### Material

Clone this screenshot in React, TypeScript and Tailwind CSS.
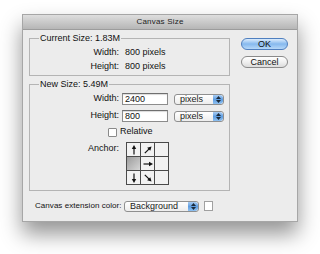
import React from 'react';

const font = { fontFamily: '"Liberation Sans", Arial, sans-serif' };

function Arrow({ dir }: { dir: 'n' | 'ne' | 'e' | 's' | 'se' }) {
  const rot = { n: -90, ne: -45, e: 0, s: 90, se: 45 }[dir];
  return (
    <svg width="12" height="12" viewBox="0 0 12 12">
      <g transform={`rotate(${rot} 6 6)`}>
        <line x1="1.5" y1="6" x2="8" y2="6" stroke="#111" strokeWidth="1.2" />
        <polygon points="11,6 7,3.8 7,8.2" fill="#111" />
      </g>
    </svg>
  );
}

function Stepper() {
  return (
    <div className="w-[10px] h-full rounded-r-[3px] bg-gradient-to-b from-[#a9cdf3] via-[#5f9de0] to-[#8fc1f1] flex flex-col items-center justify-center gap-[1px]">
      <svg width="5" height="3" viewBox="0 0 5 3"><polygon points="2.5,0 5,3 0,3" fill="#1b2a3a" /></svg>
      <svg width="5" height="3" viewBox="0 0 5 3"><polygon points="0,0 5,0 2.5,3" fill="#1b2a3a" /></svg>
    </div>
  );
}

function Popup({ label, width }: { label: string; width: string }) {
  return (
    <div className={`${width} h-[11px] flex border border-[#8f8f8f] rounded-[3px] bg-gradient-to-b from-white to-[#ededed] overflow-hidden`}>
      <div className="flex-1 pl-[5px] text-[9px] leading-[9px] text-[#1a1a1a] whitespace-nowrap">{label}</div>
      <Stepper />
    </div>
  );
}

function Group({ title, className, children }: { title: string; className: string; children: React.ReactNode }) {
  return (
    <div className={`relative border border-[#b4b4b4] ${className}`}>
      <span className="absolute -top-[6px] left-[9px] px-[1px] bg-[#ececec] text-[9px] leading-[10px] whitespace-nowrap">{title}</span>
      {children}
    </div>
  );
}

export default function App() {
  const cells: (null | 'n' | 'ne' | 'e' | 's' | 'se' | 'anchor')[] = ['n', 'ne', null, 'anchor', 'e', null, 's', 'se', null];
  return (
    <div className="w-[320px] h-[254px] bg-white pt-[14px] pl-[22px] text-[#111]" style={font}>
      <div className="w-[276px] h-[208px] bg-[#ececec] border border-[#a6a6a6] shadow-[0_12px_20px_rgba(0,0,0,0.42)] flex flex-col">
        <div className="h-[15px] shrink-0 bg-gradient-to-b from-[#dedede] to-[#b6b6b6] border-b border-[#9c9c9c] flex items-center justify-center text-[8px] tracking-[0.2px] text-[#222]">
          Canvas Size
        </div>
        <div className="flex pl-[6px] pt-[8px]">
          <div className="w-[201px] flex flex-col">
            <Group title="Current Size: 1.83M" className="h-[38px] pt-[7px]">
              {[['Width:', '800 pixels'], ['Height:', '800 pixels']].map(([k, v]) => (
                <div key={k} className="h-[14px] flex items-center text-[9px]">
                  <span className="w-[89px] text-right">{k}</span>
                  <span className="ml-[6px]">{v}</span>
                </div>
              ))}
            </Group>
            <Group title="New Size: 5.49M" className="mt-[8px] h-[107px] pt-[8px] flex flex-col">
              {[['Width:', '2400'], ['Height:', '800']].map(([k, v], i) => (
                <div key={k} className={`h-[12px] flex items-center text-[9px] ${i ? 'mt-[5px]' : ''}`}>
                  <span className="w-[89px] text-right">{k}</span>
                  <div className="ml-[3px] w-[46px] h-[12px] bg-white border border-[#8c8c8c] border-t-[#6f6f6f] pl-[2px] leading-[10px] shadow-[inset_0_1px_1px_rgba(0,0,0,0.15)]">{v}</div>
                  <div className="ml-[6px] pt-[1px]"><Popup label="pixels" width="w-[50px]" /></div>
                </div>
              ))}
              <div className="mt-[5px] h-[10px] flex items-center pl-[78px] text-[9px]">
                <div className="w-[9px] h-[9px] bg-white border border-[#8a8a8a] rounded-[1px]" />
                <span className="ml-[3px]">Relative</span>
              </div>
              <div className="mt-[5px] flex text-[9px]">
                <span className="w-[89px] text-right leading-[10px] pt-[1px]">Anchor:</span>
                <div className="ml-[7px] grid grid-cols-3 border-l border-t border-[#4a4a4a] bg-[#f2f2f2]">
                  {cells.map((c, i) => (
                    <div
                      key={i}
                      className={`w-[14px] h-[14px] border-r border-b border-[#4a4a4a] flex items-center justify-center ${c === 'anchor' ? 'bg-gradient-to-br from-[#9c9c9c] to-[#d6d6d6]' : ''}`}
                    >
                      {c && c !== 'anchor' && <Arrow dir={c} />}
                    </div>
                  ))}
                </div>
              </div>
            </Group>
            <div className="mt-[9px] flex items-center">
              <span className="ml-[6px] w-[84px] whitespace-nowrap text-[8px] tracking-[0.05px]">Canvas extension color:</span>
              <div className="ml-[5px]"><Popup label="Background" width="w-[75px]" /></div>
              <div className="ml-[5px] w-[9px] h-[10px] bg-white border border-[#a0a0a0]" />
            </div>
          </div>
          <div className="ml-[11px] flex flex-col">
            <button className="w-[47px] h-[12px] rounded-full border border-[#4f7fbf] bg-gradient-to-b from-[#dcecfc] via-[#86b9ee] to-[#b7d8f8] text-[9px] leading-[10px] text-[#111]">
              OK
            </button>
            <button className="mt-[6px] w-[47px] h-[12px] rounded-full border border-[#8a8a8a] bg-gradient-to-b from-white via-[#f0f0f0] to-[#dcdcdc] text-[9px] leading-[10px] text-[#111]">
              Cancel
            </button>
          </div>
        </div>
      </div>
    </div>
  );
}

### Exercise details
Check every line for "React" and show the ones that have it.

### Answer for this exercise
Clone this screenshot in React, TypeScript and Tailwind CSS.
import React from 'react';
function Group({ title, className, children }: { title: string; className: string; children: React.ReactNode }) {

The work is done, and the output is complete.